Have you ever tried to do an act of kindness for a person, and they rejected you? Perhaps, you wanted to keep them from harm or give them some gift. Yet, instead of the love or gratitude you expected in return, they insulted you or hated you? How did that make you feel? You might have said, “Well, if you are going to act that way, I am leaving.”
However, that is not what Jesus did. The scriptures say He could have called thousands of angels to rescue Him. He chose to stay. Not only that, He chose to take the punishment that His enemies deserved. He became our sin, and the Father treated Him as a sinner, showing him the rejection that was our due.
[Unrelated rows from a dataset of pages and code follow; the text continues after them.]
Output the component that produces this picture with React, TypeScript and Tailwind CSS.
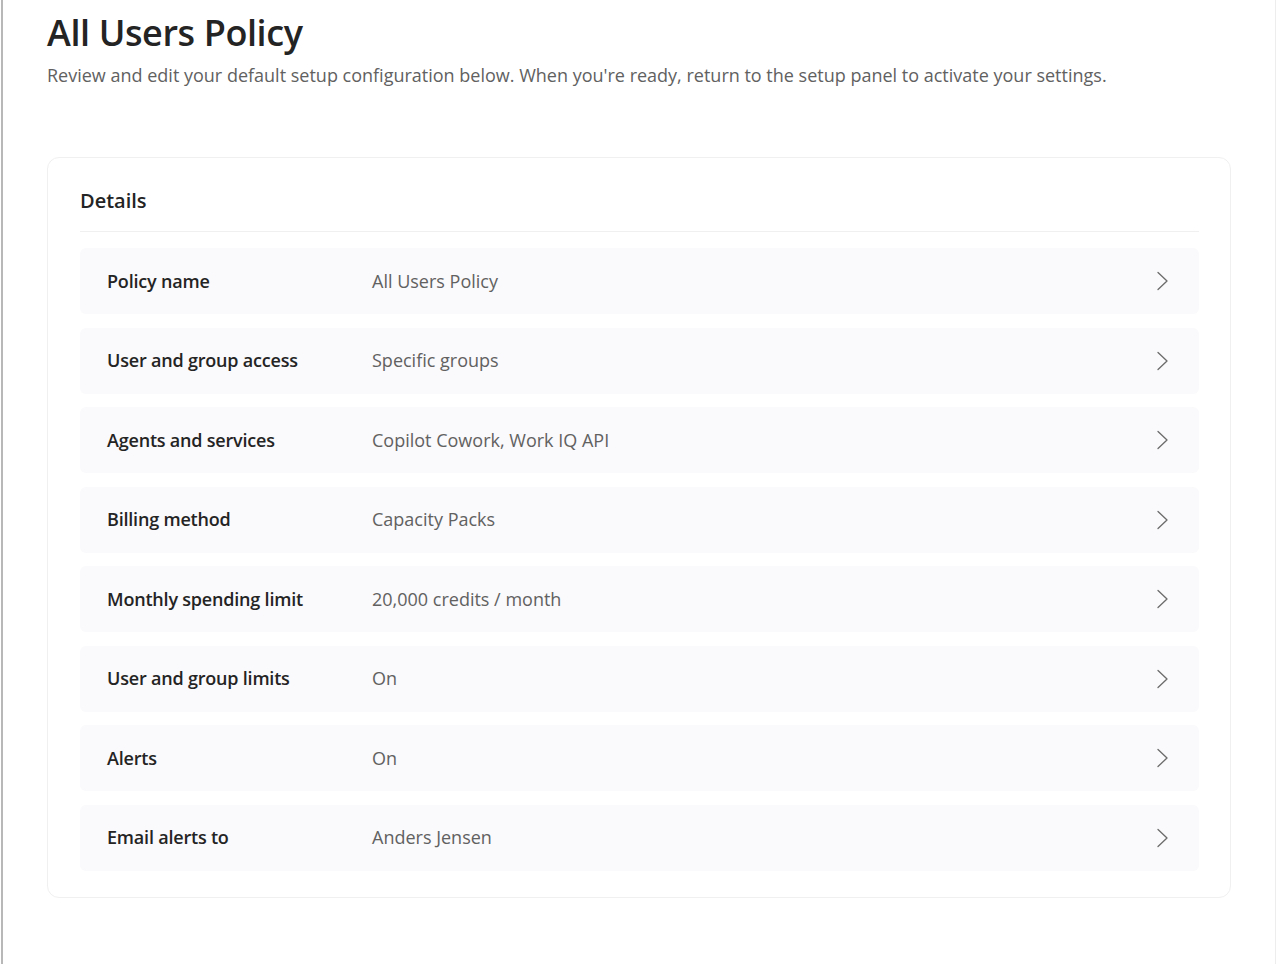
import React from "react";

const rows: { label: string; value: string }[] = [
  { label: "Policy name", value: "All Users Policy" },
  { label: "User and group access", value: "Specific groups" },
  { label: "Agents and services", value: "Copilot Cowork, Work IQ API" },
  { label: "Billing method", value: "Capacity Packs" },
  { label: "Monthly spending limit", value: "20,000 credits / month" },
  { label: "User and group limits", value: "On" },
  { label: "Alerts", value: "On" },
  { label: "Email alerts to", value: "Anders Jensen" },
];

const Chevron = () => (
  <svg width="16" height="20" viewBox="0 0 16 20" fill="none" className="text-[#6b6b6b]">
    <path d="M3 1.5 L12 10 L3 18.5" stroke="currentColor" strokeWidth="1.3" strokeLinecap="round" strokeLinejoin="round" />
  </svg>
);

export default function App() {
  return (
    <div className="min-h-[964px] w-[1280px] bg-white flex font-['Open_Sans',sans-serif]">
      <div className="w-[3px] border-r-2 border-[#b8b8b8] shrink-0" />
      <main className="flex-1 pl-[44px] pr-[44px] pt-[9px] border-r border-[#ededed] mr-[4px]">
        <h1 className="text-[36px] leading-[48px] font-semibold text-[#242424] tracking-[-0.4px]">
          All Users Policy
        </h1>
        <p className="mt-[6px] text-[18px] leading-[24px] text-[#616161]">
          Review and edit your default setup configuration below. When you're ready, return to the setup panel to activate your settings.
        </p>

        <section className="mt-[70px] w-[1184px] rounded-[12px] border border-[#f0f0f0] bg-white pl-[32px] pr-[31px] pt-[27px] pb-[26px]">
          <h2 className="text-[20px] leading-[32px] font-semibold text-[#242424]">Details</h2>
          <div className="mt-[14px] h-px bg-[#f0f0f0]" />
          <div className="mt-[16px] flex flex-col gap-[13.5px]">
            {rows.map((row) => (
              <div
                key={row.label}
                className="flex items-center h-[66px] rounded-[6px] bg-[#faf9fb] pl-[27px] pr-[28px]"
              >
                <div className="w-[265px] shrink-0 text-[18px] font-semibold text-[#242424] tracking-[-0.2px]">
                  {row.label}
                </div>
                <div className="flex-1 text-[18px] text-[#616161]">{row.value}</div>
                <Chevron />
              </div>
            ))}
          </div>
        </section>
      </main>
    </div>
  );
}
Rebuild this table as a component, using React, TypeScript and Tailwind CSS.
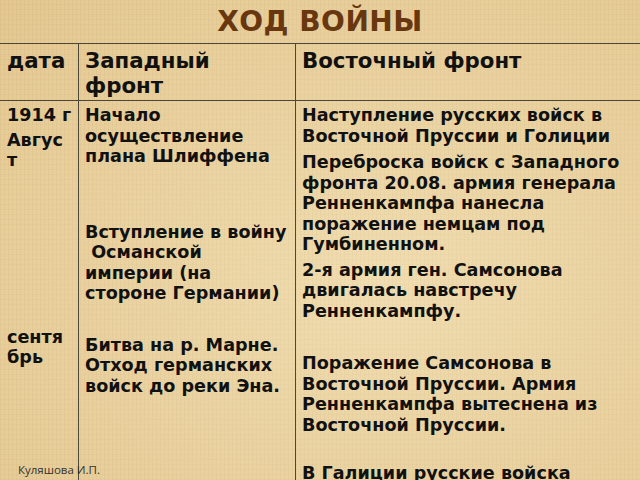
import React from "react";

const font = { fontFamily: '"DejaVu Sans", Verdana, sans-serif' };

export default function App() {
  return (
    <div
      className="relative w-[640px] h-[480px] overflow-hidden text-[#111]"
      style={font}
    >
      <div className="absolute inset-0 bg-[#e8d09c]" />
      <div className="absolute inset-0 bg-[repeating-linear-gradient(90deg,rgba(160,120,60,0.07)_0px,rgba(160,120,60,0.07)_1px,transparent_1px,transparent_4px)]" />
      <div className="absolute inset-0 bg-[repeating-linear-gradient(0deg,rgba(160,120,60,0.05)_0px,rgba(160,120,60,0.05)_1px,transparent_1px,transparent_5px)]" />
      <div className="absolute inset-0 bg-[radial-gradient(ellipse_at_60%_60%,rgba(255,245,215,0.35),rgba(200,150,80,0.15))]" />

      <div className="relative flex flex-col">
        <div className="h-[43px] flex items-center justify-center pt-[1px]">
          <h1 className="text-[28px] font-bold text-[#683710] tracking-[0.5px] leading-none">
            ХОД ВОЙНЫ
          </h1>
        </div>

        <div className="w-[680px] border-t border-[#4e4636]">
          <div className="grid grid-cols-[78px_217px_1fr] h-[57px] border-b border-[#4e4636] font-bold text-[21.3px] leading-[25px]">
            <div className="pl-[7px] pt-[4px]">дата</div>
            <div className="border-l border-[#4e4636] pl-[6px] pt-[4px]">
              Западный
              <br />
              фронт
            </div>
            <div className="border-l border-[#4e4636] pl-[6px] pt-[4px]">
              Восточный фронт
            </div>
          </div>

          <div className="grid grid-cols-[78px_217px_1fr] h-[400px] font-bold text-[17.6px] leading-[20.5px]">
            <div className="pl-[7px] pt-[4px]">
              <p>1914 г</p>
              <p className="mt-[4px]">
                Авгус
                <br />т
              </p>
              <p className="mt-[156px]">
                сентя
                <br />
                брь
              </p>
            </div>
            <div className="border-l border-[#4e4636] pl-[6px] pr-[2px] pt-[4px]">
              <p>
                Начало
                <br />
                осуществление
                <br />
                плана Шлиффена
              </p>
              <p className="mt-[55px]">
                Вступление в войну
                <br />
                &nbsp;Османской
                <br />
                империи (на
                <br />
                стороне Германии)
              </p>
              <p className="mt-[31px]">
                Битва на р. Марне.
                <br />
                Отход германских
                <br />
                войск до реки Эна.
              </p>
            </div>
            <div className="border-l border-[#4e4636] pl-[6px] pt-[4px] w-[345px]">
              <p>
                Наступление русских войск в
                <br />
                Восточной Пруссии и Голиции
              </p>
              <p className="mt-[6px]">
                Переброска войск с Западного
                <br />
                фронта 20.08. армия генерала
                <br />
                Ренненкампфа нанесла
                <br />
                поражение немцам под
                <br />
                Гумбиненном.
              </p>
              <p className="mt-[5px]">
                2-я армия ген. Самсонова
                <br />
                двигалась навстречу
                <br />
                Ренненкампфу.
              </p>
              <p className="mt-[32px]">
                Поражение Самсонова в
                <br />
                Восточной Пруссии. Армия
                <br />
                Ренненкампфа вытеснена из
                <br />
                Восточной Пруссии.
              </p>
              <p className="mt-[28px]">В Галиции русские войска</p>
            </div>
          </div>
        </div>
      </div>

      <div
        className="absolute left-[18px] top-[463px] text-[11.5px] leading-[14px] text-[#333]"
        style={{ fontFamily: '"Open Sans", "Liberation Sans", sans-serif' }}
      >
        Куляшова И.П.
      </div>
    </div>
  );
}
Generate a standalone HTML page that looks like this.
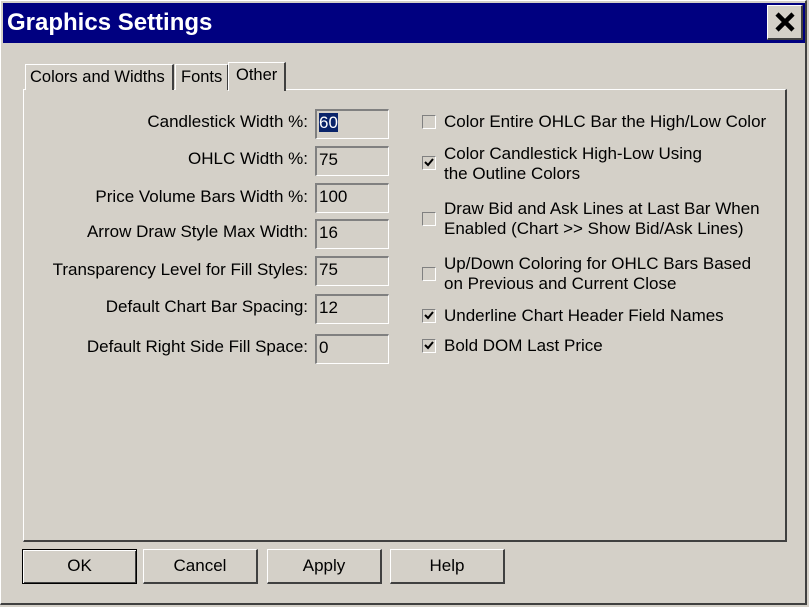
<!DOCTYPE html>
<html><head><style>
body{margin:0;width:809px;height:607px;background:#d4d0c8;font-family:"Liberation Sans",sans-serif;font-size:17px;color:#000;position:relative;overflow:hidden}
.abs{position:absolute}
.win{left:0;top:0;width:807px;height:605px;border-top:1px solid #fff;border-left:1px solid #fff;border-right:2px solid #404040;border-bottom:2px solid #404040;box-sizing:border-box}
.title{left:3px;top:3px;width:802px;height:40px;background:#000080;color:#fff;font-weight:bold;font-size:24px;line-height:40px;padding-left:4px;box-sizing:border-box}
.x{left:767px;top:5px;width:36px;height:35px;background:#d4d0c8;border-top:1px solid #fff;border-left:1px solid #fff;border-right:2px solid #404040;border-bottom:2px solid #404040;box-sizing:border-box}
.panel{left:23px;top:89px;width:764px;height:453px;border-top:1px solid #fff;border-left:1px solid #fff;border-right:2px solid #404040;border-bottom:2px solid #404040;box-sizing:border-box}
.tab{top:64px;height:26px;border-top:1px solid #fff;border-left:1px solid #fff;border-right:2px solid #404040;box-sizing:border-box;line-height:24px;padding-left:5px;background:#d4d0c8;white-space:nowrap;font-size:16.5px}
.lbl{right:501px;text-align:right;white-space:nowrap;line-height:20px}
.inp{left:315px;width:74px;height:30px;border-top:2px solid #808080;border-left:2px solid #808080;border-right:1px solid #fff;border-bottom:1px solid #fff;box-sizing:border-box;padding:1px 0 0 2px;line-height:22px}
.cb{left:422px;width:14px;height:14px;border-top:1px solid #808080;border-left:1px solid #808080;border-right:1px solid #fff;border-bottom:1px solid #fff;box-sizing:border-box}
.ct{left:444px;line-height:20px;white-space:nowrap}
.btn{top:549px;width:115px;height:35px;border-top:1px solid #fff;border-left:1px solid #fff;border-right:2px solid #404040;border-bottom:2px solid #404040;box-sizing:border-box;text-align:center;line-height:32px}
</style></head><body>
<div class="abs win"></div>
<div class="abs title">Graphics Settings</div>
<div class="abs x"><svg width="34" height="33"><path d="M9 8L25 24M25 8L9 24" stroke="#000" stroke-width="4.5"/></svg></div>
<div class="abs panel"></div>
<div class="abs tab" style="left:25px;width:149px;padding-left:4px">Colors and Widths</div>
<div class="abs tab" style="left:175px;width:54px;padding-left:5px">Fonts</div>
<div class="abs tab" style="left:228px;top:62px;width:58px;height:29px;border-bottom:none;line-height:25px;padding-left:7px">Other</div>

<div class="abs lbl" style="top:112px">Candlestick Width %:</div>
<div class="abs lbl" style="top:149px">OHLC Width %:</div>
<div class="abs lbl" style="top:187px">Price Volume Bars Width %:</div>
<div class="abs lbl" style="top:222px">Arrow Draw Style Max Width:</div>
<div class="abs lbl" style="top:260px">Transparency Level for Fill Styles:</div>
<div class="abs lbl" style="top:297px">Default Chart Bar Spacing:</div>
<div class="abs lbl" style="top:337px">Default Right Side Fill Space:</div>

<div class="abs inp" style="top:109px"><span style="background:#0a246a;color:#fff">60</span></div>
<div class="abs inp" style="top:146px">75</div>
<div class="abs inp" style="top:183px">100</div>
<div class="abs inp" style="top:219px">16</div>
<div class="abs inp" style="top:256px">75</div>
<div class="abs inp" style="top:294px">12</div>
<div class="abs inp" style="top:334px">0</div>

<div class="abs cb" style="top:115px"></div><div class="abs ct" style="top:112px">Color Entire OHLC Bar the High/Low Color</div>
<div class="abs cb" style="top:156px"><svg width="12" height="12" style="position:absolute;left:0;top:0"><path d="M2 5L5 8L10 2" stroke="#000" stroke-width="2" fill="none"/></svg></div><div class="abs ct" style="top:144px">Color Candlestick High-Low Using<br>the Outline Colors</div>
<div class="abs cb" style="top:212px"></div><div class="abs ct" style="top:199px">Draw Bid and Ask Lines at Last Bar When<br>Enabled (Chart &gt;&gt; Show Bid/Ask Lines)</div>
<div class="abs cb" style="top:267px"></div><div class="abs ct" style="top:254px">Up/Down Coloring for OHLC Bars Based<br>on Previous and Current Close</div>
<div class="abs cb" style="top:309px"><svg width="12" height="12" style="position:absolute;left:0;top:0"><path d="M2 5L5 8L10 2" stroke="#000" stroke-width="2" fill="none"/></svg></div><div class="abs ct" style="top:306px">Underline Chart Header Field Names</div>
<div class="abs cb" style="top:339px"><svg width="12" height="12" style="position:absolute;left:0;top:0"><path d="M2 5L5 8L10 2" stroke="#000" stroke-width="2" fill="none"/></svg></div><div class="abs ct" style="top:336px">Bold DOM Last Price</div>

<div class="abs btn" style="left:22px;border:1px solid #000;box-shadow:inset 1px 1px #fff,inset -1px -1px #404040">OK</div>
<div class="abs btn" style="left:143px">Cancel</div>
<div class="abs btn" style="left:267px">Apply</div>
<div class="abs btn" style="left:390px">Help</div>
</body></html>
On the cross Jesus cried out, “Father, Father, why have you forsaken me?”
Yet, that is only half of the exchange that occurred at Calvary. Jesus took all of our spiritual poverty and in return gave us every blessing He has. The book of Ephesians tells us that we are blessed with every spiritual blessing in the heavenly places. Because of Christ, we have a kindness so great that it will take all eternity to comprehend.
Outrageous? Many would say so. In fact, the Muslims have written a different ending to the story of Jesus. In their version Judas gets crucified for betraying Jesus, and Jesus goes up to heaven. To them it is unthinkable that God would let men humiliate Him like that. There is only one explanation for it. Outrageous love. God loves us with outrageous love.
Considering these things, I believe we Christians are left with two challenges. One is to receive God’s outrageous love for us. I think at times we think God wants to be in our lives and bless in some small way. Or perhaps we think He is there in a way that is adequate. Yet, how many of us trust Him to be there in a way that is outrageous? I believe we have a second challenge and that is to show outrageous love to others. We are to give people the opposite of what they deserve in the same way God did so for us. In doing so, we will come to understand His outrageous love for ourselves all the more.